** Short exercise **
Quote all of the data that follows exactly as written, skipping the images.

════

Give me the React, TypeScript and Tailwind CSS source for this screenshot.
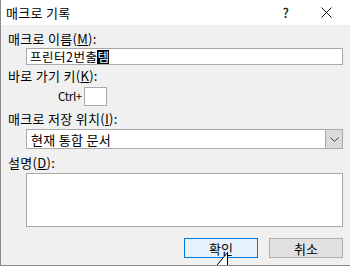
import React from 'react';

const font = { fontFamily: '"Noto Sans CJK KR", "Noto Sans", sans-serif' };

function Label({ text, hot, rest }: { text: string; hot: string; rest: string }) {
  return (
    <div className="h-[16px] leading-[16px] text-[13px] text-black pl-[7px] tracking-[0.3px]">
      {text}(<u>{hot}</u>){rest}
    </div>
  );
}

export default function App() {
  return (
    <div className="w-[350px] h-[266px] bg-[#f0f0f0] border-l border-b border-[#8a8a8a] relative overflow-hidden" style={font}>
      {/* title bar */}
      <div className="h-[25px] bg-white flex items-center">
        <span className="pl-[5px] text-[13px] text-black leading-none tracking-[0.3px]">매크로 기록</span>
        <span className="ml-auto mr-[32px] text-[13px] font-medium text-[#222] leading-none">?</span>
        <svg width="11" height="11" viewBox="0 0 11 11" className="mr-[18px]">
          <path d="M0.5 0.5 L10.5 10.5 M10.5 0.5 L0.5 10.5" stroke="#111" strokeWidth="1" />
        </svg>
      </div>

      <div className="flex flex-col pt-[6px]">
        <Label text="매크로 이름" hot="M" rest=":" />
        <div className="mt-[1px] ml-[25px] mr-[7px] h-[17px] bg-white border border-[#a9a9a9] flex items-end pl-[3px] text-[12.5px] leading-[14px] tracking-[0.5px] overflow-hidden">
          <span>프린터2번출</span>
          <span className="bg-black text-white">템</span>
        </div>

        <div className="mt-[3px]">
          <Label text="바로 가기 키" hot="K" rest=":" />
        </div>
        <div className="mt-[3px] flex items-center h-[19px]">
          <span className="ml-[57px] w-[26px] text-[11.5px] leading-none tracking-[-0.3px]">Ctrl+</span>
          <div className="w-[23px] h-[19px] bg-white border border-[#a9a9a9]" />
        </div>

        <div className="mt-[5px]">
          <Label text="매크로 저장 위치" hot="I" rest=":" />
        </div>
        <div className="mt-[2px] ml-[25px] mr-[7px] h-[20px] bg-white border border-[#a9a9a9] flex items-stretch">
          <div className="flex-1 flex items-center pl-[4px] text-[13px] leading-none tracking-[0.3px]">현재 통합 문서</div>
          <div className="w-[17px] bg-[#dadada] border-l border-[#a9a9a9] flex items-center justify-center">
            <svg width="9" height="5" viewBox="0 0 9 5">
              <path d="M0.5 0.5 L4.5 4.5 L8.5 0.5" fill="none" stroke="#444" strokeWidth="1" />
            </svg>
          </div>
        </div>

        <div className="mt-[6px]">
          <Label text="설명" hot="D" rest=":" />
        </div>
        <div className="mt-[2px] ml-[25px] mr-[7px] h-[54px] bg-white border border-[#a9a9a9]" />

        <div className="mt-[11px] flex justify-end gap-[11px] mr-[7px]">
          <button className="w-[74px] h-[20px] bg-[#e5f1fb] border border-[#0078d7] text-[13px] leading-none text-black">
            확인
          </button>
          <button className="w-[74px] h-[20px] bg-[#e1e1e1] border border-[#adadad] text-[13px] leading-none text-black">
            취소
          </button>
        </div>
      </div>

      {/* mouse pointer */}
      <svg width="14" height="15" viewBox="0 0 14 15" className="absolute left-[214px] top-[252px]">
        <path d="M12.5 0.5 L12.5 15 L0.5 15 Z" fill="white" stroke="black" strokeWidth="1" />
      </svg>
    </div>
  );
}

════

** Exercise solution **
Give me the React, TypeScript and Tailwind CSS source for this screenshot.
import React from 'react';

const font = { fontFamily: '"Noto Sans CJK KR", "Noto Sans", sans-serif' };

function Label({ text, hot, rest }: { text: string; hot: string; rest: string }) {
  return (
    <div className="h-[16px] leading-[16px] text-[13px] text-black pl-[7px] tracking-[0.3px]">
      {text}(<u>{hot}</u>){rest}
    </div>
  );
}

export default function App() {
  return (
    <div className="w-[350px] h-[266px] bg-[#f0f0f0] border-l border-b border-[#8a8a8a] relative overflow-hidden" style={font}>
      {/* title bar */}
      <div className="h-[25px] bg-white flex items-center">
        <span className="pl-[5px] text-[13px] text-black leading-none tracking-[0.3px]">매크로 기록</span>
        <span className="ml-auto mr-[32px] text-[13px] font-medium text-[#222] leading-none">?</span>
        <svg width="11" height="11" viewBox="0 0 11 11" className="mr-[18px]">
          <path d="M0.5 0.5 L10.5 10.5 M10.5 0.5 L0.5 10.5" stroke="#111" strokeWidth="1" />
        </svg>
      </div>

      <div className="flex flex-col pt-[6px]">
        <Label text="매크로 이름" hot="M" rest=":" />
        <div className="mt-[1px] ml-[25px] mr-[7px] h-[17px] bg-white border border-[#a9a9a9] flex items-end pl-[3px] text-[12.5px] leading-[14px] tracking-[0.5px] overflow-hidden">
          <span>프린터2번출</span>
          <span className="bg-black text-white">템</span>
        </div>

        <div className="mt-[3px]">
          <Label text="바로 가기 키" hot="K" rest=":" />
        </div>
        <div className="mt-[3px] flex items-center h-[19px]">
          <span className="ml-[57px] w-[26px] text-[11.5px] leading-none tracking-[-0.3px]">Ctrl+</span>
          <div className="w-[23px] h-[19px] bg-white border border-[#a9a9a9]" />
        </div>

        <div className="mt-[5px]">
          <Label text="매크로 저장 위치" hot="I" rest=":" />
        </div>
        <div className="mt-[2px] ml-[25px] mr-[7px] h-[20px] bg-white border border-[#a9a9a9] flex items-stretch">
          <div className="flex-1 flex items-center pl-[4px] text-[13px] leading-none tracking-[0.3px]">현재 통합 문서</div>
          <div className="w-[17px] bg-[#dadada] border-l border-[#a9a9a9] flex items-center justify-center">
            <svg width="9" height="5" viewBox="0 0 9 5">
              <path d="M0.5 0.5 L4.5 4.5 L8.5 0.5" fill="none" stroke="#444" strokeWidth="1" />
            </svg>
          </div>
        </div>

        <div className="mt-[6px]">
          <Label text="설명" hot="D" rest=":" />
        </div>
        <div className="mt-[2px] ml-[25px] mr-[7px] h-[54px] bg-white border border-[#a9a9a9]" />

        <div className="mt-[11px] flex justify-end gap-[11px] mr-[7px]">
          <button className="w-[74px] h-[20px] bg-[#e5f1fb] border border-[#0078d7] text-[13px] leading-none text-black">
            확인
          </button>
          <button className="w-[74px] h-[20px] bg-[#e1e1e1] border border-[#adadad] text-[13px] leading-none text-black">
            취소
          </button>
        </div>
      </div>

      {/* mouse pointer */}
      <svg width="14" height="15" viewBox="0 0 14 15" className="absolute left-[214px] top-[252px]">
        <path d="M12.5 0.5 L12.5 15 L0.5 15 Z" fill="white" stroke="black" strokeWidth="1" />
      </svg>
    </div>
  );
}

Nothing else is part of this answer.